**Task details**
Scan the lines below for "components"; report the number of lines that contain it, and only that.

**Source material**
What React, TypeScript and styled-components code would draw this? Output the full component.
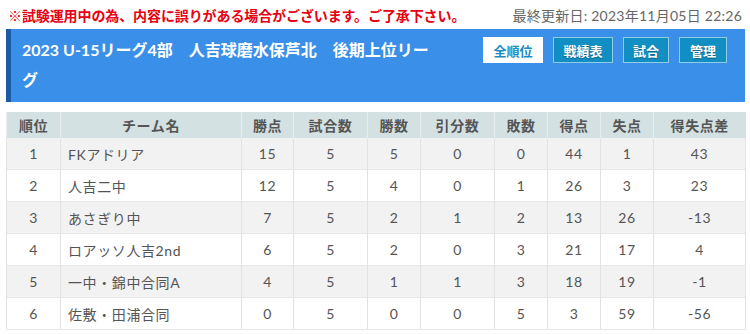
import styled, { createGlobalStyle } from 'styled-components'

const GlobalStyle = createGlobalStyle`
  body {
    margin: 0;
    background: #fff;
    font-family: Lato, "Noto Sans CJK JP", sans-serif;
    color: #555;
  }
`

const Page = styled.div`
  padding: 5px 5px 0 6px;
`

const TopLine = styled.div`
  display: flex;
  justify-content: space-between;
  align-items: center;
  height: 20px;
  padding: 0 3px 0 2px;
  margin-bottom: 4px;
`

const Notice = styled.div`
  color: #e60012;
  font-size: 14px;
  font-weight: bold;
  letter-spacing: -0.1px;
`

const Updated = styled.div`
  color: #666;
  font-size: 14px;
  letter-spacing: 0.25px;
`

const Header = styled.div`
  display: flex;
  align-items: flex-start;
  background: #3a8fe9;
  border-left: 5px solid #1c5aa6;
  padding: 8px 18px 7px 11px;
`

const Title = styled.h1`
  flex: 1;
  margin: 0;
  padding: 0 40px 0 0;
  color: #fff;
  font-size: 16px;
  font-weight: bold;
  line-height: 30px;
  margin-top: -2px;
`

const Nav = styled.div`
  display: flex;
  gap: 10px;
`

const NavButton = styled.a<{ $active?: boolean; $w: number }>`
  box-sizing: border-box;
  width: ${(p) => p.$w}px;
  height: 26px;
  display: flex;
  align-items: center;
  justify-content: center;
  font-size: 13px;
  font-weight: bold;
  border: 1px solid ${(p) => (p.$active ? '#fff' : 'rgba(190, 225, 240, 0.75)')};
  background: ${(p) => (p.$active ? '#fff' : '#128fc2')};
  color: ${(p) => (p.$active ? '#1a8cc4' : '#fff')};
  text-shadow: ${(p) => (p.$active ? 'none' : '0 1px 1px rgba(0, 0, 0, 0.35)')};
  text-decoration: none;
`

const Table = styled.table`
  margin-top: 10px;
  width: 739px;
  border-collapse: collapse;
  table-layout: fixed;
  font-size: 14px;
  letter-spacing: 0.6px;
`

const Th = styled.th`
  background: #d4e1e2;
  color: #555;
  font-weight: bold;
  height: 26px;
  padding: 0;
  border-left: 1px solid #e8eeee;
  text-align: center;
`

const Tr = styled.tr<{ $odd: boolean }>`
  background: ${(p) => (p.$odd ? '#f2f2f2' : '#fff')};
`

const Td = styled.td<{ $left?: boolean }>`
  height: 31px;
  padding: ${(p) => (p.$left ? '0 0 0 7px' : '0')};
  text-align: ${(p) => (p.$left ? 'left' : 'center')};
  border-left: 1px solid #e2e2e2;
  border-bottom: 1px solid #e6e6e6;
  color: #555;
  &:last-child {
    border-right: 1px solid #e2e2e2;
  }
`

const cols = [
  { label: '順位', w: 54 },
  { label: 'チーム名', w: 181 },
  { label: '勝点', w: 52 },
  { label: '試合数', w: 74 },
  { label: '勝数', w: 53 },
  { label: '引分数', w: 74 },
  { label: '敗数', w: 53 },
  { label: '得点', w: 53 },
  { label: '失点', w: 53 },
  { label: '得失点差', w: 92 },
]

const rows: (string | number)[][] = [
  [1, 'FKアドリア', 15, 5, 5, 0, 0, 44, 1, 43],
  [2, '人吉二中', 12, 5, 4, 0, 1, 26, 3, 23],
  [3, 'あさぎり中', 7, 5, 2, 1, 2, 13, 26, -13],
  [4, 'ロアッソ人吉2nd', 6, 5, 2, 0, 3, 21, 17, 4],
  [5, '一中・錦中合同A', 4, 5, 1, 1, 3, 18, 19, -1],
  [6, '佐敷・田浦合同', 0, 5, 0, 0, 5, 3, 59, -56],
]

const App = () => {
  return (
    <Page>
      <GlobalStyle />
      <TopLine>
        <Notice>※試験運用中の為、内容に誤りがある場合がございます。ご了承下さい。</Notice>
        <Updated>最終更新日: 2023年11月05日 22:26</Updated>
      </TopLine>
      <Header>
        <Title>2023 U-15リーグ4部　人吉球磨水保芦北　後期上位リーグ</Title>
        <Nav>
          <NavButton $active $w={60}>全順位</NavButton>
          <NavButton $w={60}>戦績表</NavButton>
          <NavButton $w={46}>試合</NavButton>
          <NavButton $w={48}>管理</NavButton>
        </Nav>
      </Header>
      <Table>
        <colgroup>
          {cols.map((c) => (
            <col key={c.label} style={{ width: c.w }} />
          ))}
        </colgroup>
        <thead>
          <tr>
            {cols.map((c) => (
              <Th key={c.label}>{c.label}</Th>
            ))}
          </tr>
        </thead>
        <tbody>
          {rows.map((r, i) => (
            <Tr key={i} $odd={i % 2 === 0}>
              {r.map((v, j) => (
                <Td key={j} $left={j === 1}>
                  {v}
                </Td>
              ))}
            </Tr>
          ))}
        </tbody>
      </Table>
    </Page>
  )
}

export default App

**Response**
2